На одном из особо кровавых эпизодов, в соседнем ряду зарыдала барышня. Да, время тогда было тяжёлое. Между прочим, Иван Грозный в кинокартине изображён с единственным зубом. Я, как человек стоматологически подкованный (на несколько зубов), не могу не посочувствовать, но как беспристрастный учёный лишь замечу, что этот Иван Васильевич на Буншу (из фильма Л. Гайдая) не похож.

Далее идут персонажи второстепенные. Яркими красками кинохудожник рисует поляков, наседающих на Русь. Мы видим их только в одном эпизоде, но зато в каком! В латах и жупанах шляхетное войско будто заехало в гости из фильма «Огнём и мечом», и я даже невольно стал искать глазами пана Володыевского. Враги повсюду. Ляхи берут пограничные города. В конце концов, царь не выдерживает и, примерно как в 1937-м, приказывает казнить воевод. Об этом узнаёт митрополит и на некоторое время прячет их у себя. Потом царь их всё же забирает, митрополит впадает в немилость, а доблестные полководцы препровождаются в руки Малюты. Который, между прочим, демонстрирует чудеса убеждения словом: «Смерть – она неизбежна, а вот муки – бесконечны». Воеводы, не жалевшие жизни в бою, не жалеют её и теперь, оговаривают себя, признают агентами польского короля и выбирают смерть быструю и лёгкую.

Ещё одна группа товарищей, отчего-то показанных совершенно неприглядно, – это опричники. Я бы на месте ФСБ поинтересовался, почему же, отчего так.

И последние по порядку, но не по значению – это монашеская братия, вопреки указанию Малюты похоронившая митрополита во храме. Монахам грозит неминуемая казнь, и они предпочитают самосожжение, с песнями и молитвами. Видимо, РПЦ не пускает дело пропаганды на самотёк.

Теперь детали. Не могу сказать, что я был удивлён приятно, когда осознал, что мне придётся два часа кряду взирать на мельтешение кадров с частотой 50 герц. К тому же, некоторые граждане, расположившись по соседству, принялись жевать и вонять попкорном, будто они находятся на вокзале, и другого развлечения у них нет.

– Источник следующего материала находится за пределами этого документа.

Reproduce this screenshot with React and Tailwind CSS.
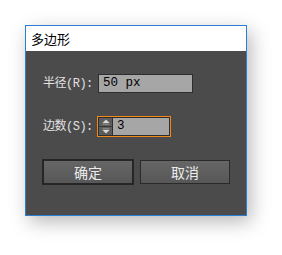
import React from "react";

const cjk = { fontFamily: '"Liberation Mono", "Noto Sans CJK SC", monospace' };

function Spinner() {
  return (
    <div className="flex h-full w-[14px] flex-col bg-[#5c5c5c] border-r border-[#2e2e2e]">
      <div className="flex flex-1 items-center justify-center border-b border-[#3a3a3a]">
        <svg width="8" height="6" viewBox="0 0 8 6">
          <polygon points="4,0.5 7.5,4 0.5,4" fill="#d8d8d8" />
          <rect x="0.5" y="4.6" width="7" height="1" fill="#9a9a9a" />
        </svg>
      </div>
      <div className="flex flex-1 items-center justify-center">
        <svg width="8" height="6" viewBox="0 0 8 6">
          <rect x="0.5" y="0.4" width="7" height="1" fill="#9a9a9a" />
          <polygon points="0.5,2 7.5,2 4,5.5" fill="#d8d8d8" />
        </svg>
      </div>
    </div>
  );
}

export default function App() {
  return (
    <div className="h-[255px] w-[282px] bg-white pl-[25px] pt-[25px]">
      <div className="flex h-[191px] w-[222px] flex-col border border-[#2b7fd3] shadow-[4px_6px_18px_rgba(0,0,0,0.28)]">
        <div
          className="flex h-[25px] items-center bg-white pl-[5px] text-[13px] text-black"
          style={{ fontFamily: '"Noto Sans CJK SC", sans-serif' }}
        >
          多边形
        </div>
        <div className="flex flex-1 flex-col bg-[#4b4b4b] pt-[23px]" style={cjk}>
          <div className="flex h-[19px] items-center pl-[17px]">
            <div className="w-[55px] text-[12px] tracking-[-0.5px] text-[#e2e2e2] whitespace-nowrap">
              半径(R):
            </div>
            <div className="flex h-[19px] w-[95px] items-center border border-[#2e2e2e] bg-[#a6a6a6] pl-[4px] text-[12.5px] text-black">
              50 px
            </div>
          </div>
          <div className="mt-[23px] flex h-[21px] items-center pl-[17px]">
            <div className="w-[54px] text-[12px] tracking-[-0.5px] text-[#e2e2e2] whitespace-nowrap">
              边数(S):
            </div>
            <div className="h-[21px] w-[74px] border border-[#f0891a]">
              <div className="flex h-full w-full border border-[#2e2e2e] bg-[#a6a6a6]">
                <Spinner />
                <div className="flex items-center pl-[4px] text-[12.5px] text-black">3</div>
              </div>
            </div>
          </div>
          <div
            className="mt-[22px] flex items-center gap-[6px] pl-[16px]"
            style={{ fontFamily: '"Noto Sans CJK SC", sans-serif' }}
          >
            <div className="flex h-[26px] w-[92px] items-center justify-center border-2 border-[#262626] bg-gradient-to-b from-[#666666] to-[#575757] text-[14px] text-[#ececec]">
              确定
            </div>
            <div className="flex h-[24px] w-[90px] items-center justify-center border border-[#2a2a2a] bg-gradient-to-b from-[#666666] to-[#575757] text-[14px] text-[#ececec]">
              取消
            </div>
          </div>
        </div>
      </div>
    </div>
  );
}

Видимо, в качестве бонуса к фильму приложили сюжетец с хорошо знакомым публике финном из «Особенностей национальной охоты». Здесь он – надо полагать, от царских щедрот – неслабо растолстел. Его называют немцем, хотя по-русски он говорит вполне сносно. Его любимое занятие – мастерить пыточные механизмы для увеселения царя. Разнообразные давилки, крутилки, молотилки... Нашему младшему научному сотруднику (в ноябре стукнуло 13 лет, между прочим) больше всего понравились весёлые качели с кольями, торчащими как продолжение платформы. Раскачавшись, как следует, качельки накалывают государевых преступников, как вермишель на вилку... Таким образом, мы видим, что всё зло привнесено на землю нашу иноземцами.

Досмотрев кино, мы переместились в кафе, где пили капучино и играли в воздушный хоккей. По не слишком бурному обсуждению выяснилось, что все, кроме меня и нашего МНС, которому, в общем-то, всё нипочём, ожидали от фильма некоего историзма, а получилась нравоучительная история.

Вот, собственно, и всё, что я имею сказать по этому поводу.